Getting shot in the chest as a rookie agent, bartering for machine guns, throttling down the highway at 100 mph, and responding to a full-scale, bloody riot between the Hells Angels and their rivals, the Mongols – these are just a few of the high-adrenaline experiences Dobyns recounts in this action-packed true story.
Dobyns leaves no stone of his harrowing journey unturned. At runs and clubhouses, between rides and riots, Dobyns befriends bad-ass bikers, meth-fueled “old ladies”, gun fetishists, psycho-killer ex-cons, and even some of the “Filthy Few” – the elite of the Hells Angels who’ve committed extreme violence on behalf of their club. Eventually, at parties staged behind heavily armed security, he meets legendary club members such as Chuck Zito, Johnny Angel, and the godfather of all bikers, Ralph “Sonny” Barger. To blend in with them, he gets full-arm ink; to win their respect, he vows to prove himself a stone-cold killer.
Hardest of all is leading a double life, which has him torn between his devotion to his wife and children, and his pledge to become the first federal agent ever to be “fully patched” into the Angels’ near-impregnable ranks. His act is so convincing that he comes within a hairsbreadth of losing himself. Eventually, he realizes that just as he’s been infiltrating the Hells Angels, they’ve been infiltrating him.
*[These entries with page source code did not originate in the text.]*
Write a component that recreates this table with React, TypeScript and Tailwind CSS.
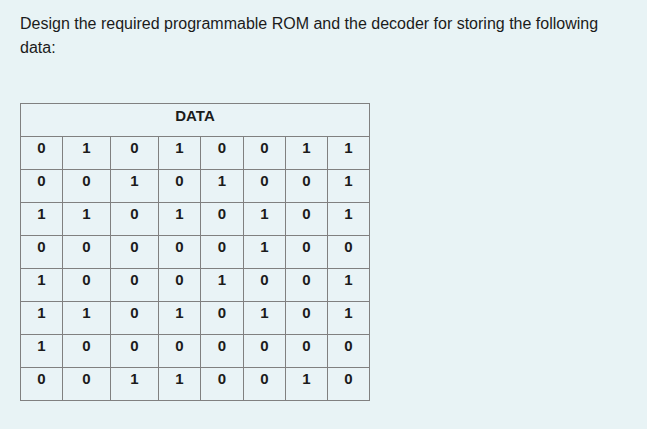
import React from "react";

const rows = [
  [0, 1, 0, 1, 0, 0, 1, 1],
  [0, 0, 1, 0, 1, 0, 0, 1],
  [1, 1, 0, 1, 0, 1, 0, 1],
  [0, 0, 0, 0, 0, 1, 0, 0],
  [1, 0, 0, 0, 1, 0, 0, 1],
  [1, 1, 0, 1, 0, 1, 0, 1],
  [1, 0, 0, 0, 0, 0, 0, 0],
  [0, 0, 1, 1, 0, 0, 1, 0],
];

const widths = [42, 48, 48, 42, 43, 42, 42, 42];

export default function App() {
  return (
    <div
      className="w-[647px] h-[429px] bg-[#e8f3f5] text-[#1b1b1b] px-[20px] pt-[12px]"
      style={{ fontFamily: '"Liberation Sans", Arial, sans-serif' }}
    >
      <p className="text-[16px] leading-[24px] w-[600px]">
        Design the required programmable ROM and the decoder for storing the following data:
      </p>
      <table className="mt-[43px] border-collapse bg-[#e9f3f6]">
        <colgroup>
          {widths.map((w, i) => (
            <col key={i} style={{ width: w }} />
          ))}
        </colgroup>
        <thead>
          <tr>
            <th
              colSpan={8}
              className="h-[33px] border border-[#808080] text-[15px] font-bold align-top pt-[3px] leading-[18px]"
            >
              DATA
            </th>
          </tr>
        </thead>
        <tbody>
          {rows.map((r, i) => (
            <tr key={i}>
              {r.map((v, j) => (
                <td
                  key={j}
                  className="h-[33px] border border-[#808080] text-center text-[15px] font-bold align-top pt-[2px] leading-[18px] p-0"
                >
                  {v}
                </td>
              ))}
            </tr>
          ))}
        </tbody>
      </table>
    </div>
  );
}
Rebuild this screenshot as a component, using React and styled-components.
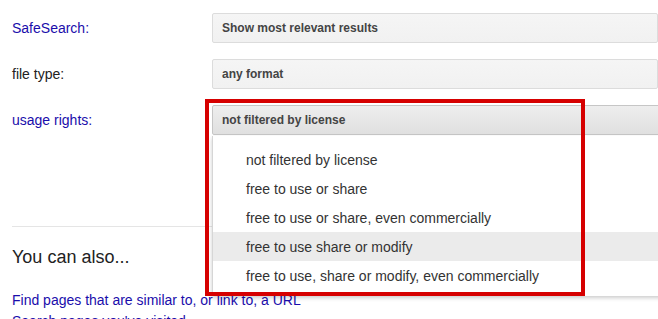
import React from "react";
import styled, { createGlobalStyle } from "styled-components";

const Global = createGlobalStyle`
	body {
		margin: 0;
		overflow: hidden;
		background: #fff;
		font-family: "Liberation Sans", Arial, sans-serif;
	}
`;

const licenseOptions = [
	"not filtered by license",
	"free to use or share",
	"free to use or share, even commercially",
	"free to use share or modify",
	"free to use, share or modify, even commercially",
];

const App = () => {
	return (
		<Page>
			<Global />
			<Form>
				<Row>
					<Label $link>SafeSearch:</Label>
					<Select>Show most relevant results</Select>
				</Row>
				<Row>
					<Label>file type:</Label>
					<Select>any format</Select>
				</Row>
				<Row>
					<Label $link>usage rights:</Label>
					<SelectWrap>
						<Select $open>not filtered by license</Select>
						<Menu>
							{licenseOptions.map((opt, i) => (
								<MenuItem key={opt} $hover={i === 3}>
									{opt}
								</MenuItem>
							))}
						</Menu>
						<Annotation />
					</SelectWrap>
				</Row>
			</Form>
			<Divider />
			<Heading>You can also...</Heading>
			<Links>
				<Link>Find pages that are similar to, or link to, a URL</Link>
				<Link>Search pages you've visited</Link>
			</Links>
		</Page>
	);
};

export default App;

const Page = styled.div`
	width: 658px;
	height: 319px;
	overflow: hidden;
	padding: 13px 0 0 12px;
	box-sizing: border-box;
`;

const Form = styled.div`
	display: flex;
	flex-direction: column;
	gap: 16px;
`;

const Row = styled.div`
	display: flex;
	align-items: center;
	height: 30px;
`;

const Label = styled.div`
	width: 200px;
	flex-shrink: 0;
	font-size: 14px;
	color: ${(props) => (props.$link ? "#1a0dab" : "#222")};
`;

const SelectWrap = styled.div`
	position: relative;
`;

const Select = styled.div`
	width: 470px;
	height: 30px;
	box-sizing: border-box;
	display: flex;
	align-items: center;
	padding-left: 9px;
	border: 1px solid ${(props) => (props.$open ? "#c6c6c6" : "#dcdcdc")};
	border-radius: 2px;
	background: ${(props) =>
		props.$open
			? "linear-gradient(#eeeeee, #e0e0e0)"
			: "linear-gradient(#f5f5f5, #f1f1f1)"};
	font-size: 12px;
	font-weight: bold;
	color: #444;
`;

const Menu = styled.div`
	position: absolute;
	top: 31px;
	left: 0;
	width: 470px;
	box-sizing: border-box;
	padding: 9px 0 6px;
	background: #fff;
	border-left: 1px solid #d6d6d6;
	box-shadow: 0 2px 4px rgba(0, 0, 0, 0.2);
	z-index: 1;
`;

const MenuItem = styled.div`
	height: 29px;
	display: flex;
	align-items: center;
	padding-left: 33px;
	font-size: 14px;
	color: #333;
	background: ${(props) => (props.$hover ? "#ebebeb" : "transparent")};
`;

const Annotation = styled.div`
	position: absolute;
	left: -7px;
	top: -6px;
	width: 380px;
	height: 197px;
	box-sizing: border-box;
	border: 4px solid #d60000;
	z-index: 2;
`;

const Divider = styled.div`
	margin-top: 91px;
	height: 1px;
	background: #e5e5e5;
`;

const Heading = styled.div`
	margin-top: 18px;
	font-size: 18px;
	line-height: 24px;
	color: #222;
`;

const Links = styled.div`
	margin-top: 21px;
	display: flex;
	flex-direction: column;
`;

const Link = styled.a`
	font-size: 14px;
	line-height: 21px;
	color: #1a0dab;
	text-decoration: none;
	cursor: pointer;
`;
And just as they’re not all bad, he’s not all good.
This has been described as the new Donnie Brasco and the most in-depth account of the world of Bikers since Hunter Thompson’s seminal work, Hell’s Angels (which I might also review one day). As this isn’t fiction, it’ll actually be reviewed on the other (sadly less active) site, but I thought I’d include it in this list – I consider it among my reading-for-pleasure books, and one that might hold wider interest for general readers.
I’ve been watching Sons of Anarchy, which is utterly brilliant and has put me in the mood to learn/read/watch more about bikers and their culture, so I ordered this book on the strength of a Newsweek excerpt I remember reading a couple years ago, when the hardback edition was released in the US.
The TV show has really got under my skin, and all I want to do at the moment is buy a motorbike, put on my leather jacket and shades, and cruise along a sun-drenched US highway… (I’m a PhD student – if we’re not working, we’re fantasising about things that are far more interesting and exciting than our research…)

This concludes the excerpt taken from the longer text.